Estabelecido o conceito e explorado o problema, será possível reconhecer as consequências da ausência, ineficiência ou contradição das políticas públicas neste domínio? Curiosamente, a academia não tem dado grandes contributos para pensar e refletir criticamente sobre as novas assimetrias territoriais e sobre as que teimam em persistir, mesmo quando a crise pandémica as expôs de forma gritante (e aqui merecem uma referência especial as áreas metropolitanas, onde os problemas e os seus efeitos não se reduzem apenas ao reconhecimento da desigualdade espacial e social como, sobretudo, à magnitude que atinge no volume de população afetada, normalmente a mais frágil nos rendimentos, no acesso a apoios sociais, nas condições de habitação e deslocação).

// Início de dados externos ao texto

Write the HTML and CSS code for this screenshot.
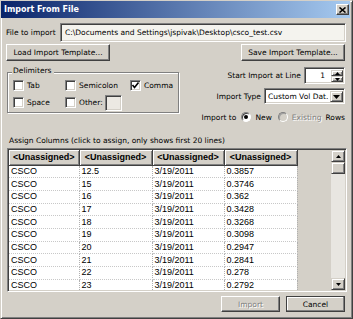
FILE: index.html
```html
<!DOCTYPE html>
<html>
<head>
<meta charset="utf-8">
<link rel="stylesheet" href="styles.css">
</head>
<body>
<div class="window">
  <div class="titlebar">
    <span class="title">Import From File</span>
    <span class="close"><svg width="7" height="6" viewBox="0 0 7 6"><path d="M0.5 0.5 L6.5 5.5 M6.5 0.5 L0.5 5.5" stroke="#000" stroke-width="1.6" fill="none"/></svg></span>
  </div>
  <div class="content">
    <div class="file-row">
      <span class="file-label">File to import</span>
      <div class="field path">C:\Documents and Settings\jspivak\Desktop\csco_test.csv</div>
    </div>
    <div class="btn-row">
      <div class="btn tmpl">Load Import Template...</div>
      <div class="btn tmpl">Save Import Template...</div>
    </div>
    <div class="mid">
      <div class="group">
        <span class="legend">Delimiters</span>
        <div class="group-box">
          <div class="chk-grid">
            <div class="chk"><span class="box"></span>Tab</div>
            <div class="chk"><span class="box"></span>Semicolon</div>
            <div class="chk"><span class="box"><svg width="9" height="9" viewBox="0 0 9 9"><path d="M1.5 4 L3.5 6.5 L7.5 1.5" stroke="#000" stroke-width="1.6" fill="none"/></svg></span>Comma</div>
            <div class="chk"><span class="box"></span>Space</div>
            <div class="chk other"><span class="box"></span>Other:<span class="other-field"></span></div>
          </div>
        </div>
      </div>
      <div class="opts">
        <div class="opt-row start-row">
          <span>Start Import at Line</span>
          <div class="spin">
            <span class="spin-val">1</span>
            <span class="spin-btns">
              <span class="spin-btn"><svg width="5" height="3" viewBox="0 0 5 3"><path d="M2.5 0 L5 3 L0 3 Z" fill="#000"/></svg></span>
              <span class="spin-btn"><svg width="5" height="3" viewBox="0 0 5 3"><path d="M0 0 L5 0 L2.5 3 Z" fill="#000"/></svg></span>
            </span>
          </div>
        </div>
        <div class="opt-row type-row">
          <span>Import Type</span>
          <div class="combo">
            <span class="combo-val">Custom Vol Dat.</span>
            <span class="combo-btn"><svg width="7" height="4" viewBox="0 0 7 4"><path d="M0 0 L7 0 L3.5 4 Z" fill="#000"/></svg></span>
          </div>
        </div>
        <div class="opt-row radio-row">
          <span>Import to</span>
          <span class="radio on"><span class="dot"></span></span>
          <span>New</span>
          <span class="radio dis"></span>
          <span class="disabled-text">Existing</span>
          <span>Rows</span>
        </div>
      </div>
    </div>
    <div class="assign">Assign Columns (click to assign, only shows first 20 lines)</div>
    <div class="list">
      <div class="list-main">
        <table class="grid">
          <thead>
            <tr><th>&lt;Unassigned&gt;</th><th>&lt;Unassigned&gt;</th><th>&lt;Unassigned&gt;</th><th>&lt;Unassigned&gt;</th></tr>
          </thead>
          <tbody>
            <tr><td>CSCO</td><td>12.5</td><td>3/19/2011</td><td>0.3857</td></tr>
            <tr><td>CSCO</td><td>15</td><td>3/19/2011</td><td>0.3746</td></tr>
            <tr><td>CSCO</td><td>16</td><td>3/19/2011</td><td>0.362</td></tr>
            <tr><td>CSCO</td><td>17</td><td>3/19/2011</td><td>0.3428</td></tr>
            <tr><td>CSCO</td><td>18</td><td>3/19/2011</td><td>0.3268</td></tr>
            <tr><td>CSCO</td><td>19</td><td>3/19/2011</td><td>0.3098</td></tr>
            <tr><td>CSCO</td><td>20</td><td>3/19/2011</td><td>0.2947</td></tr>
            <tr><td>CSCO</td><td>21</td><td>3/19/2011</td><td>0.2841</td></tr>
            <tr><td>CSCO</td><td>22</td><td>3/19/2011</td><td>0.278</td></tr>
            <tr><td>CSCO</td><td>23</td><td>3/19/2011</td><td>0.2792</td></tr>
          </tbody>
        </table>
      </div>
      <div class="vscroll">
        <span class="sb-btn"><svg width="5" height="3" viewBox="0 0 5 3"><path d="M2.5 0 L5 3 L0 3 Z" fill="#000"/></svg></span>
        <span class="sb-thumb"></span>
        <span class="sb-track"></span>
        <span class="sb-btn"><svg width="5" height="3" viewBox="0 0 5 3"><path d="M0 0 L5 0 L2.5 3 Z" fill="#000"/></svg></span>
      </div>
    </div>
    <div class="footer">
      <div class="btn foot disabled">Import</div>
      <div class="btn foot default">Cancel</div>
    </div>
  </div>
</div>
</body>
</html>
```

FILE: styles.css
```css
* { box-sizing: border-box; }
body {
  margin: 0;
  font-family: "DejaVu Sans", sans-serif;
  font-size: 7.5px;
  color: #000;
  background: #D4D0C8;
}
.window {
  width: 353px;
  height: 319px;
  background: #D4D0C8;
  border: 1px solid;
  border-color: #D4D0C8 #404040 #404040 #D4D0C8;
  box-shadow: inset 1px 1px #fff, inset -1px -1px #808080;
  padding: 0 2px 2px 0;
  display: flex;
  flex-direction: column;
}
.titlebar {
  height: 17px;
  flex: none;
  background: linear-gradient(to right, #0A246A, #A6CAF0);
  display: flex;
  align-items: center;
  justify-content: space-between;
  padding: 0 1px 0 3px;
}
.title {
  color: #fff;
  font-weight: bold;
  font-size: 8px;
}
.close {
  width: 13px;
  height: 11px;
  background: #D4D0C8;
  border: 1px solid;
  border-color: #fff #404040 #404040 #fff;
  box-shadow: inset -1px -1px #808080;
  display: flex;
  align-items: center;
  justify-content: center;
}
.content {
  flex: 1;
  display: flex;
  flex-direction: column;
  padding: 0 3px 0 5px;
}
.file-row {
  margin-top: 5px;
  height: 19px;
  display: flex;
  align-items: center;
}
.file-label { width: 54px; }
.field {
  background: #F4F3EE;
  border: 1px solid;
  border-color: #808080 #fff #fff #808080;
  box-shadow: inset 1px 1px #404040, inset -1px -1px #D4D0C8;
}
.path {
  flex: 1;
  height: 19px;
  line-height: 17px;
  padding-left: 4px;
  margin-right: 1px;
  white-space: nowrap;
  overflow: hidden;
}
.btn {
  background: #D4D0C8;
  border: 1px solid;
  border-color: #fff #404040 #404040 #fff;
  box-shadow: inset -1px -1px #808080;
  display: flex;
  align-items: center;
  justify-content: center;
}
.btn-row {
  margin-top: 2px;
  height: 17px;
  display: flex;
  justify-content: space-between;
  padding-right: 2px;
}
.tmpl { width: 104px; }
.mid {
  margin-top: 5px;
  height: 48px;
  display: flex;
  justify-content: space-between;
}
.group {
  width: 172px;
  margin-left: 1px;
  display: flex;
  flex-direction: column;
}
.legend {
  align-self: flex-start;
  position: relative;
  z-index: 1;
  background: #D4D0C8;
  margin-left: 5px;
  padding: 0 2px 0 1px;
  line-height: 10px;
  margin-bottom: -4px;
}
.group-box {
  height: 41px;
  border: 1px solid #808080;
  box-shadow: inset 1px 1px #fff, 1px 1px #fff;
  padding: 7px 0 0 5px;
}
.chk-grid {
  display: grid;
  grid-template-columns: 52px 65px 40px;
  row-gap: 6px;
}
.chk {
  display: flex;
  align-items: center;
  height: 11px;
}
.box {
  width: 11px;
  height: 11px;
  background: #fff;
  border: 1px solid;
  border-color: #808080 #fff #fff #808080;
  box-shadow: inset 1px 1px #404040, inset -1px -1px #D4D0C8;
  margin-right: 3px;
  display: flex;
  align-items: center;
  justify-content: center;
  flex: none;
}
.other-field {
  width: 17px;
  height: 16px;
  margin-left: 2px;
  background: #ECE9E3;
  border: 1px solid;
  border-color: #808080 #fff #fff #808080;
  box-shadow: inset 1px 1px #404040, inset -1px -1px #D4D0C8;
}
.opts {
  display: flex;
  flex-direction: column;
  align-items: flex-end;
  padding-right: 2px;
}
.opt-row {
  display: flex;
  align-items: center;
}
.start-row { height: 17px; margin-top: 1px; }
.spin {
  width: 41px;
  height: 17px;
  margin-left: 3px;
  background: #fff;
  border: 1px solid;
  border-color: #808080 #fff #fff #808080;
  box-shadow: inset 1px 1px #404040, inset -1px -1px #D4D0C8;
  display: flex;
  align-items: stretch;
  padding: 2px 1px 1px 2px;
}
.spin-val {
  flex: 1;
  text-align: right;
  padding-right: 6px;
  line-height: 12px;
}
.spin-btns {
  width: 12px;
  display: flex;
  flex-direction: column;
}
.spin-btn {
  flex: 1;
  background: #D4D0C8;
  border: 1px solid;
  border-color: #D4D0C8 #404040 #404040 #D4D0C8;
  box-shadow: inset 1px 1px #fff, inset -1px -1px #808080;
  display: flex;
  align-items: center;
  justify-content: center;
}
.type-row { height: 16px; margin-top: 4px; }
.combo {
  width: 81px;
  height: 16px;
  margin-left: 3px;
  background: #fff;
  border: 1px solid;
  border-color: #808080 #fff #fff #808080;
  box-shadow: inset 1px 1px #404040, inset -1px -1px #D4D0C8;
  display: flex;
  padding: 2px 1px 1px 3px;
}
.combo-val {
  flex: 1;
  line-height: 11px;
  white-space: nowrap;
  overflow: hidden;
}
.combo-btn {
  width: 13px;
  background: #D4D0C8;
  border: 1px solid;
  border-color: #D4D0C8 #404040 #404040 #D4D0C8;
  box-shadow: inset 1px 1px #fff, inset -1px -1px #808080;
  display: flex;
  align-items: center;
  justify-content: center;
}
.radio-row { height: 10px; margin-top: 8px; }
.radio {
  width: 10px;
  height: 10px;
  border-radius: 50%;
  border: 1px solid;
  border-color: #808080 #fff #fff #808080;
  box-shadow: inset 1px 1px #404040;
  background: #fff;
  margin: 0 4px 0 5px;
  display: flex;
  align-items: center;
  justify-content: center;
}
.radio.dis { background: #D4D0C8; margin-left: 6px; box-shadow: inset 1px 1px #A0A0A0; }
.dot { width: 4px; height: 4px; border-radius: 50%; background: #000; }
.disabled-text { color: #808080; text-shadow: 1px 1px #fff; margin-right: 4px; }
.assign {
  margin-top: 22px;
  line-height: 10px;
  padding-left: 3px;
}
.list {
  margin-top: 2px;
  margin-left: 1px;
  height: 144px;
  display: flex;
  border: 1px solid;
  border-color: #808080 #fff #fff #808080;
  box-shadow: inset 1px 1px #404040, inset -1px -1px #D4D0C8;
  padding: 1px;
}
.list-main {
  flex: 1;
  background: #D4D0C8;
  overflow: hidden;
}
.grid {
  border-collapse: collapse;
  font-family: "Liberation Sans", Arial, sans-serif;
  font-size: 9px;
  table-layout: fixed;
  width: 288px;
}
.grid th {
  height: 15px;
  padding: 0;
  font-weight: bold;
  text-align: center;
  background: #D4D0C8;
  border-right: 1px solid #404040;
  border-bottom: 1px solid #404040;
  box-shadow: inset 1px 1px #fff, inset -1px -1px #808080;
}
.grid th:nth-child(1) { width: 70px; }
.grid th:nth-child(2) { width: 73px; }
.grid th:nth-child(3) { width: 72px; }
.grid th:nth-child(4) { width: 73px; }
.grid td {
  height: 12.7px;
  padding: 0 0 0 2px;
  background: #fff;
  border-right: 1px dotted #B0B0B0;
  border-bottom: 1px dotted #C8C8C8;
  line-height: 11px;
  white-space: nowrap;
}
.vscroll {
  width: 14px;
  display: flex;
  flex-direction: column;
  background: #E8E6E1;
}
.sb-btn, .sb-thumb {
  height: 12px;
  background: #D4D0C8;
  border: 1px solid;
  border-color: #D4D0C8 #404040 #404040 #D4D0C8;
  box-shadow: inset 1px 1px #fff, inset -1px -1px #808080;
  display: flex;
  align-items: center;
  justify-content: center;
  flex: none;
}
.sb-thumb { height: 12px; }
.sb-track { flex: 1; }
.footer {
  margin-top: 4px;
  height: 16px;
  display: flex;
  justify-content: flex-end;
  gap: 6px;
  padding-right: 2px;
}
.foot { width: 59px; }
.foot.disabled { color: #808080; text-shadow: 1px 1px #fff; }
.foot.default { outline: 1px solid #404040; outline-offset: -1px; border-color: #fff #404040 #404040 #fff; box-shadow: inset -1px -1px #808080, inset 1px 1px #fff; }
```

Sabemos, desde o conhecido trabalho The Spirit Level: Why more equal societies almost always do better, de Wilkinson e Pickett (2009), que é a desigualdade e não tanto a riqueza que condiciona o bem-estar social dos territórios. Por outras palavras, é a capacidade de, em territórios pobres ou ricos, se conseguir proceder a uma redistribuição adequada dos recursos disponíveis que fomente um maior capital territorial e social, traduzido em maiores níveis de confiança e cooperação. Dito ao contrário, é nos territórios mais desiguais que se observam as comunidades mais frágeis, com as consequências a estenderem-se a esferas tão distintas como a economia, educação, ambiente, saúde ou segurança.

Ficam assim, a nosso ver, em causa as orientações do receituário neoliberal que, desde os anos 80 do século passado, minaram estes princípios fundamentais, descrevendo-os como causa maior da ruína do estado e incentivo à dependência de indivíduos, comunidades e territórios.

Sendo precisamente o inverso, o foco na justiça espacial exige a coragem de desvalorizar, em certas circunstâncias, a racionalidade e eficiência financeira no investimento público sem, todavia, nunca abandonar o rigor que todos desejamos; obriga à descriminação positiva, dos espaços e comunidades que mais distantes estão de uma qualidade de vida aceitável, valorizando redes de cooperação e estruturas de governança – económicas, territoriais, sociais – capazes de distribuir valor e recursos de modo mais adequado; finalmente, a justiça espacial ambiciona a mudar vidas e territórios, sabendo que é a reboque desse desejo que se ganhará corpo para dispor de dispositivos produtivos capazes de aproveitar o manancial de infraestruturas, equipamentos, financiamento e capital humano de que, felizmente, já reunimos, mas que demoramos a aproveitar.